Written problem:
Pick every line from the data that holds the word "styles".

Raw data:

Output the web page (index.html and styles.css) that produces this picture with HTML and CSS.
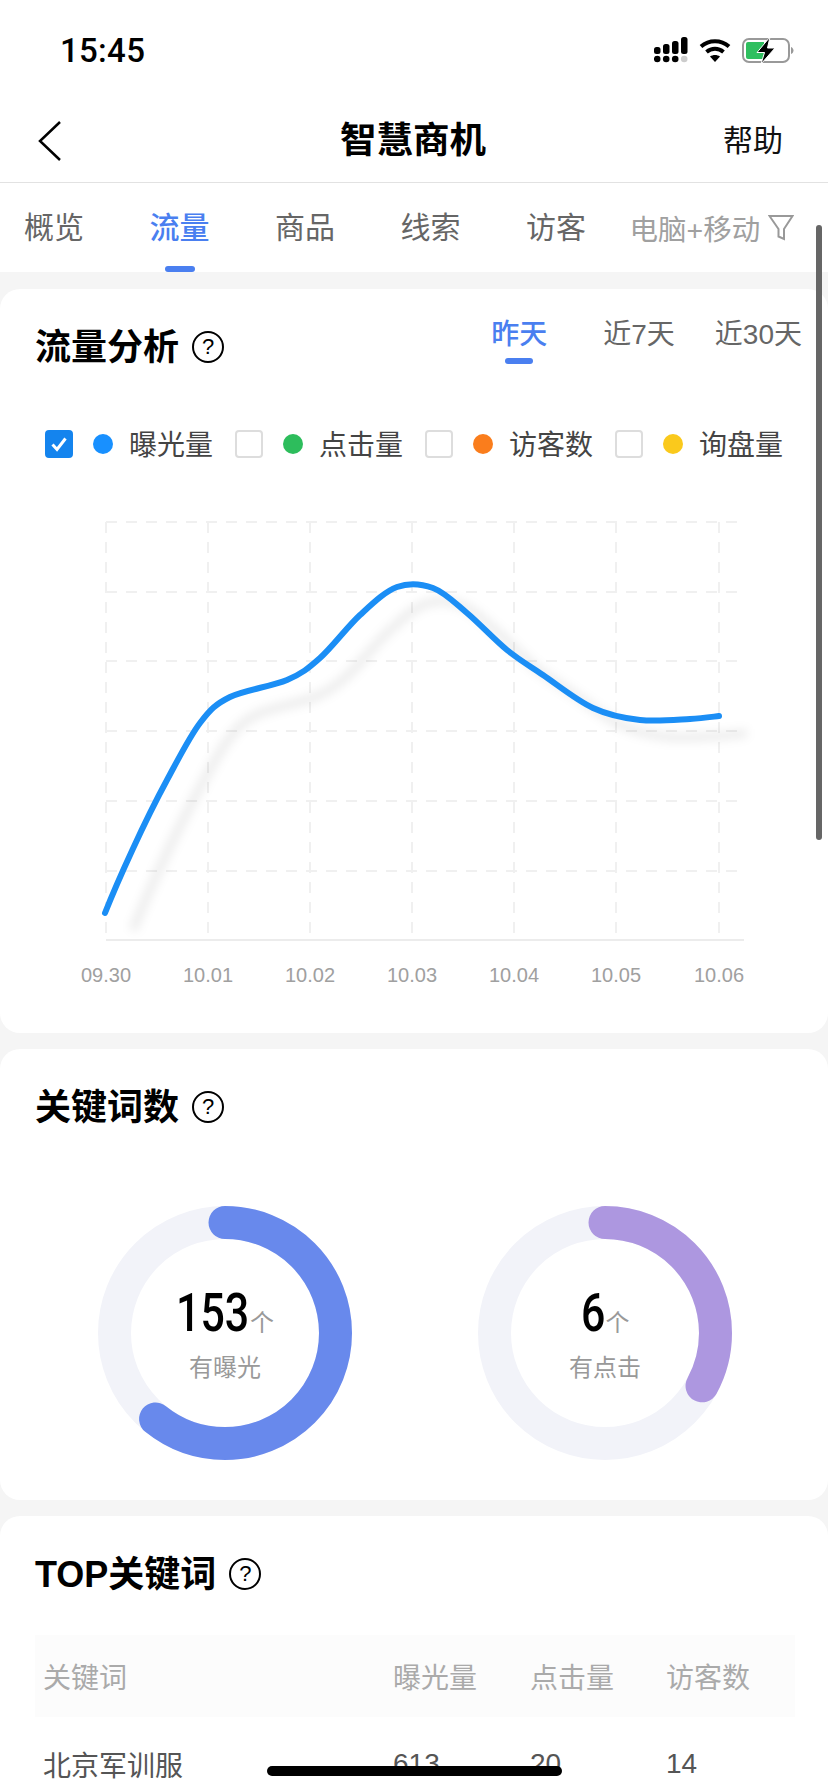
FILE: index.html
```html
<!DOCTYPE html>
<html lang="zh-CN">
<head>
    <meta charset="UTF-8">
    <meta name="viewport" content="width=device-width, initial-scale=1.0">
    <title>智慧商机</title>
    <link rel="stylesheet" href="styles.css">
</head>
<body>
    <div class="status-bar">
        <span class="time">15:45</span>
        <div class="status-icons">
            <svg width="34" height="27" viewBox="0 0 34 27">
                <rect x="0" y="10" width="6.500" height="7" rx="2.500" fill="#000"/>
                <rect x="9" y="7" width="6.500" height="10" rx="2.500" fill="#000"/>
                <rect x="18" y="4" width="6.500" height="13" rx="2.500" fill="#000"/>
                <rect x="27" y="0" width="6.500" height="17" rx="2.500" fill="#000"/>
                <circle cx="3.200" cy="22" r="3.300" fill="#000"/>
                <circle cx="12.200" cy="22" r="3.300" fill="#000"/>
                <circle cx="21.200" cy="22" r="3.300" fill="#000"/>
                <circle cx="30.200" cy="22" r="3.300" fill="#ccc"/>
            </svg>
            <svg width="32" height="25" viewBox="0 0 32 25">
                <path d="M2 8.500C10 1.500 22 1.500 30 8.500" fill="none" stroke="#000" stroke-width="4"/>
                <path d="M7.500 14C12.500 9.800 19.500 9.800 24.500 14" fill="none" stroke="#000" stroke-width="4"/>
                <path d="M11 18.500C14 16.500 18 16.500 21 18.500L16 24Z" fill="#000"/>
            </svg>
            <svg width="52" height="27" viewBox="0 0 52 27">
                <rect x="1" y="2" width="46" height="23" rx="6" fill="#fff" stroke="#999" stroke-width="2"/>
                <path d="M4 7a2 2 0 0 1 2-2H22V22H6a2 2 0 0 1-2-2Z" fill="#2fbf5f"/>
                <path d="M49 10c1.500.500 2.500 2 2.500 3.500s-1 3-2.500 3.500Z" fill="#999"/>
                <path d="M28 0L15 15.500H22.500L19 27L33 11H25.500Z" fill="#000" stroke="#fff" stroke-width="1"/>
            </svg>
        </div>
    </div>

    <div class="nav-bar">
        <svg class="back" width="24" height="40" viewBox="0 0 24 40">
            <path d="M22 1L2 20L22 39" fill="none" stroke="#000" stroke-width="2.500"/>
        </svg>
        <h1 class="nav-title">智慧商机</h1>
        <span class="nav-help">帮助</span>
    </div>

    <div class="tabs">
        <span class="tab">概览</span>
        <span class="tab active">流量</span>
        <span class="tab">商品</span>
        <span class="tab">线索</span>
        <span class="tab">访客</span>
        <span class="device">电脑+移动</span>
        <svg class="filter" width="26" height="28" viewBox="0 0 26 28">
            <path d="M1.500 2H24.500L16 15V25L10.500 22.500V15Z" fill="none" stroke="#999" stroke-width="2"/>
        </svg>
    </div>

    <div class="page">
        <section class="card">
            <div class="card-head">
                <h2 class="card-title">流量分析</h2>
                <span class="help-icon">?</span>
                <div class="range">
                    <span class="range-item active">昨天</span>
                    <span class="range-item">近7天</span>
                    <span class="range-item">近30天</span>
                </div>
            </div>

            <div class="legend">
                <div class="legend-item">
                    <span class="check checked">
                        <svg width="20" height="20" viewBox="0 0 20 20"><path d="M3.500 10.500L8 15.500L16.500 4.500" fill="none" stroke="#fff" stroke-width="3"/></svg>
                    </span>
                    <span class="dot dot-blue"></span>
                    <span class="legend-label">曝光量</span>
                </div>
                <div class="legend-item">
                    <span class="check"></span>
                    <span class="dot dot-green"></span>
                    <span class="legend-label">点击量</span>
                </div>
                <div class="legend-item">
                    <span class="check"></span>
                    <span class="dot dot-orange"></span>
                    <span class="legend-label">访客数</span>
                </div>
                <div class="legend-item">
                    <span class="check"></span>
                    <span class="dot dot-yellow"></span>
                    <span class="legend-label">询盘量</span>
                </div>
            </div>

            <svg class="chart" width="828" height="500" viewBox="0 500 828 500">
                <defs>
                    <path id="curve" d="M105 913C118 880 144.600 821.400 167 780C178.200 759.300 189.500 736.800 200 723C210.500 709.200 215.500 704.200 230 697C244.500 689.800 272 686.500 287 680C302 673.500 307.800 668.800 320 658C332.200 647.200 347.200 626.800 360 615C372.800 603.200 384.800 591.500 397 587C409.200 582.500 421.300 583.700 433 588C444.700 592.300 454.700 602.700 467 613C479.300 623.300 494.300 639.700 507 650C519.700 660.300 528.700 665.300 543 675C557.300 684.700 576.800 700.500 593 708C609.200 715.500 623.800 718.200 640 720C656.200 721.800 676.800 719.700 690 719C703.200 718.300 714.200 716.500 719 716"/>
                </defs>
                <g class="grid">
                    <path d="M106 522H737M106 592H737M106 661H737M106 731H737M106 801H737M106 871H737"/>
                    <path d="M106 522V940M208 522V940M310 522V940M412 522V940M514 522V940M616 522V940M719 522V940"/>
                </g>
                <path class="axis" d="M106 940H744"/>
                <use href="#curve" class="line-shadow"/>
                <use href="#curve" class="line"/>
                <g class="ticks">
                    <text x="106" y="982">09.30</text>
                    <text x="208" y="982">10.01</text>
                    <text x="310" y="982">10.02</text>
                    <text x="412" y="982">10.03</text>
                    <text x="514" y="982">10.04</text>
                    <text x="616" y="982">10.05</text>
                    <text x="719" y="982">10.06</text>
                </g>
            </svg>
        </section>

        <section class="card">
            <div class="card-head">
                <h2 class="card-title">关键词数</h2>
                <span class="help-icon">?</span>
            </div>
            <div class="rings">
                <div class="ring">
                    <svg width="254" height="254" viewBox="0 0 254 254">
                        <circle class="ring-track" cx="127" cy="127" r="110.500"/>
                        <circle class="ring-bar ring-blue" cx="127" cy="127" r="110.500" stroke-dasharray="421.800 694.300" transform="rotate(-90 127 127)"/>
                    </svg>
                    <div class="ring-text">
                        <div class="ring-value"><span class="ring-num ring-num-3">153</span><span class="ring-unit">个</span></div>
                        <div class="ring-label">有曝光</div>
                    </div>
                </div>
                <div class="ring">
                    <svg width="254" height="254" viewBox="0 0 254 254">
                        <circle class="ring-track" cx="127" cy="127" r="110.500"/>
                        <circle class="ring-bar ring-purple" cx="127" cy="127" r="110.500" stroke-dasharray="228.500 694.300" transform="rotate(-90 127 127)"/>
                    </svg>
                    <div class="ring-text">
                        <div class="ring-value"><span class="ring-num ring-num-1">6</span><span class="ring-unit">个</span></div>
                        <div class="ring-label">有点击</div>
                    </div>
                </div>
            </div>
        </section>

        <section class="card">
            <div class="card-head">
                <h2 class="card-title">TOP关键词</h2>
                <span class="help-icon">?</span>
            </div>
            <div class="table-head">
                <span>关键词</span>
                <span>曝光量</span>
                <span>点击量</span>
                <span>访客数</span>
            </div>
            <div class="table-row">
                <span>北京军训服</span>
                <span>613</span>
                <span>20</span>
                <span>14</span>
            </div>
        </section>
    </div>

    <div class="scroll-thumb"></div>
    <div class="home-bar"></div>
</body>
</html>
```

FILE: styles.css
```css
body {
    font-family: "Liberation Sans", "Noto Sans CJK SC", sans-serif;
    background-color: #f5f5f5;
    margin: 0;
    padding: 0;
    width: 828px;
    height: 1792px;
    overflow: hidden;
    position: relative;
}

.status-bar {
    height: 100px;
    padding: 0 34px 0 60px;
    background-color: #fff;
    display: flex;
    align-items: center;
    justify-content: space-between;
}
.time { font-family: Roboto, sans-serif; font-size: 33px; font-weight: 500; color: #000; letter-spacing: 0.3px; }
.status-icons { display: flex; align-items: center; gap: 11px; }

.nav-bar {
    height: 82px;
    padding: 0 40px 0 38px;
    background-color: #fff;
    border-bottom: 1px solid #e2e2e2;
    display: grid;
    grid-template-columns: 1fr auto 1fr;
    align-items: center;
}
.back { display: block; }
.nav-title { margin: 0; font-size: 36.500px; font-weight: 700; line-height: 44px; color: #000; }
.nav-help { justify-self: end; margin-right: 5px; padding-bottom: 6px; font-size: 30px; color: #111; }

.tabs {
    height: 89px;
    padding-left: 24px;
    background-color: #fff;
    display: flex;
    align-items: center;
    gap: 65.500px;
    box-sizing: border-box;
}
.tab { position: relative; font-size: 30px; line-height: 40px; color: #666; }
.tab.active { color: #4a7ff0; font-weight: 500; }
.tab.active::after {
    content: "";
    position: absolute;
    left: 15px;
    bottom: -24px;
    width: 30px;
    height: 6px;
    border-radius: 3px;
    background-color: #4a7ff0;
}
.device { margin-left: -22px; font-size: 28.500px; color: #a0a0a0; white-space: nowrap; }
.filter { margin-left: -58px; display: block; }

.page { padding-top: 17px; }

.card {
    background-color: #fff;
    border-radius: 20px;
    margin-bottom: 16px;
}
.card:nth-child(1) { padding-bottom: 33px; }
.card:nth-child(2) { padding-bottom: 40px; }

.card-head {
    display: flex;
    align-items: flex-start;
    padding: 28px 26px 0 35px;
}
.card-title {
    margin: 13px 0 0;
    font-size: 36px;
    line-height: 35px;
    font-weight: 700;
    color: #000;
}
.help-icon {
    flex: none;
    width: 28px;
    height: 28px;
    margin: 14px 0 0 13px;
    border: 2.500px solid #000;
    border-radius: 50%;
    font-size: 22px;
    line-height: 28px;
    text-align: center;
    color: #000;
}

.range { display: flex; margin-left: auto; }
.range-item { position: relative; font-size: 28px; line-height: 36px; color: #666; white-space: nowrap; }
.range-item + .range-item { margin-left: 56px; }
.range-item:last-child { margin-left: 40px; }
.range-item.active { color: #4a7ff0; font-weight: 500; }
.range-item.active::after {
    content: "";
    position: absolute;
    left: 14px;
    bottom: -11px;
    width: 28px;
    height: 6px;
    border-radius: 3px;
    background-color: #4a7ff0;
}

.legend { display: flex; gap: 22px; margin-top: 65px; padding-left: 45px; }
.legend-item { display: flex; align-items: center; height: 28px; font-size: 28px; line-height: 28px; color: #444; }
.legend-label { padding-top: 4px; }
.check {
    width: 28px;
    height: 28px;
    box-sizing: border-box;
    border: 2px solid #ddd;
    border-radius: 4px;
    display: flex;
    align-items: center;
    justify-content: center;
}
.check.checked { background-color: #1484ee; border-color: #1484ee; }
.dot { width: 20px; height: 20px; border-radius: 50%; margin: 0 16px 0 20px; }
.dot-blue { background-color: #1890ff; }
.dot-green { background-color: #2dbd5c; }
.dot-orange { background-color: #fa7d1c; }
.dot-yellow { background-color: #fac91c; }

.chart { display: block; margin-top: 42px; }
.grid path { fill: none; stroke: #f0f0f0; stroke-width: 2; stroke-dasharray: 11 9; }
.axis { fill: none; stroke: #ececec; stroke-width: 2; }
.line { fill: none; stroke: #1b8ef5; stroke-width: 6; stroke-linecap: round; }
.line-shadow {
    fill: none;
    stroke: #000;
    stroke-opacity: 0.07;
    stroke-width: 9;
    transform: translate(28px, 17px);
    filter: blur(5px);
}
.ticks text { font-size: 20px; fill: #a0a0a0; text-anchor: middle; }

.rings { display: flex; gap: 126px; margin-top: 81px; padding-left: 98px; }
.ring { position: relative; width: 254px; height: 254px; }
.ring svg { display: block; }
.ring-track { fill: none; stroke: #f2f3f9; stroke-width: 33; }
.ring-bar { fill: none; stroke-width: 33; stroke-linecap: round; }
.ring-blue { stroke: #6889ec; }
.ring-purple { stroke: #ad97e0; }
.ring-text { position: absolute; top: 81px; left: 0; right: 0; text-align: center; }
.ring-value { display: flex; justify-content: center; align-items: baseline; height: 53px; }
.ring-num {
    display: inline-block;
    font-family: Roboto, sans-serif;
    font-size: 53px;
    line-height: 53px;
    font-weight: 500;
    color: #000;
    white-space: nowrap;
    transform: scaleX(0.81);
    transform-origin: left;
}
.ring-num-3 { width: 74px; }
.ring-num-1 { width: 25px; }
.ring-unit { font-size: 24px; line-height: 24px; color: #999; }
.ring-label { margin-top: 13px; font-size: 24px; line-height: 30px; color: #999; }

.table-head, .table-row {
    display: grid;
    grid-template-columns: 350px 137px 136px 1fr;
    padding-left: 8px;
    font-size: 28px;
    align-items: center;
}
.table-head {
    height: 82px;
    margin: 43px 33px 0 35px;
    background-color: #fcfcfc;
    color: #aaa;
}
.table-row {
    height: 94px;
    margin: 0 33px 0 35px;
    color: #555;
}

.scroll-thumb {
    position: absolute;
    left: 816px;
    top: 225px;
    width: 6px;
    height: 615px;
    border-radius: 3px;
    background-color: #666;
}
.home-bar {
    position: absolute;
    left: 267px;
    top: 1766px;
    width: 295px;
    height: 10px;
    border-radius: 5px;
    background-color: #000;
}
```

Exercise answer:
Output the web page (index.html and styles.css) that produces this picture with HTML and CSS.
    <link rel="stylesheet" href="styles.css">
FILE: styles.css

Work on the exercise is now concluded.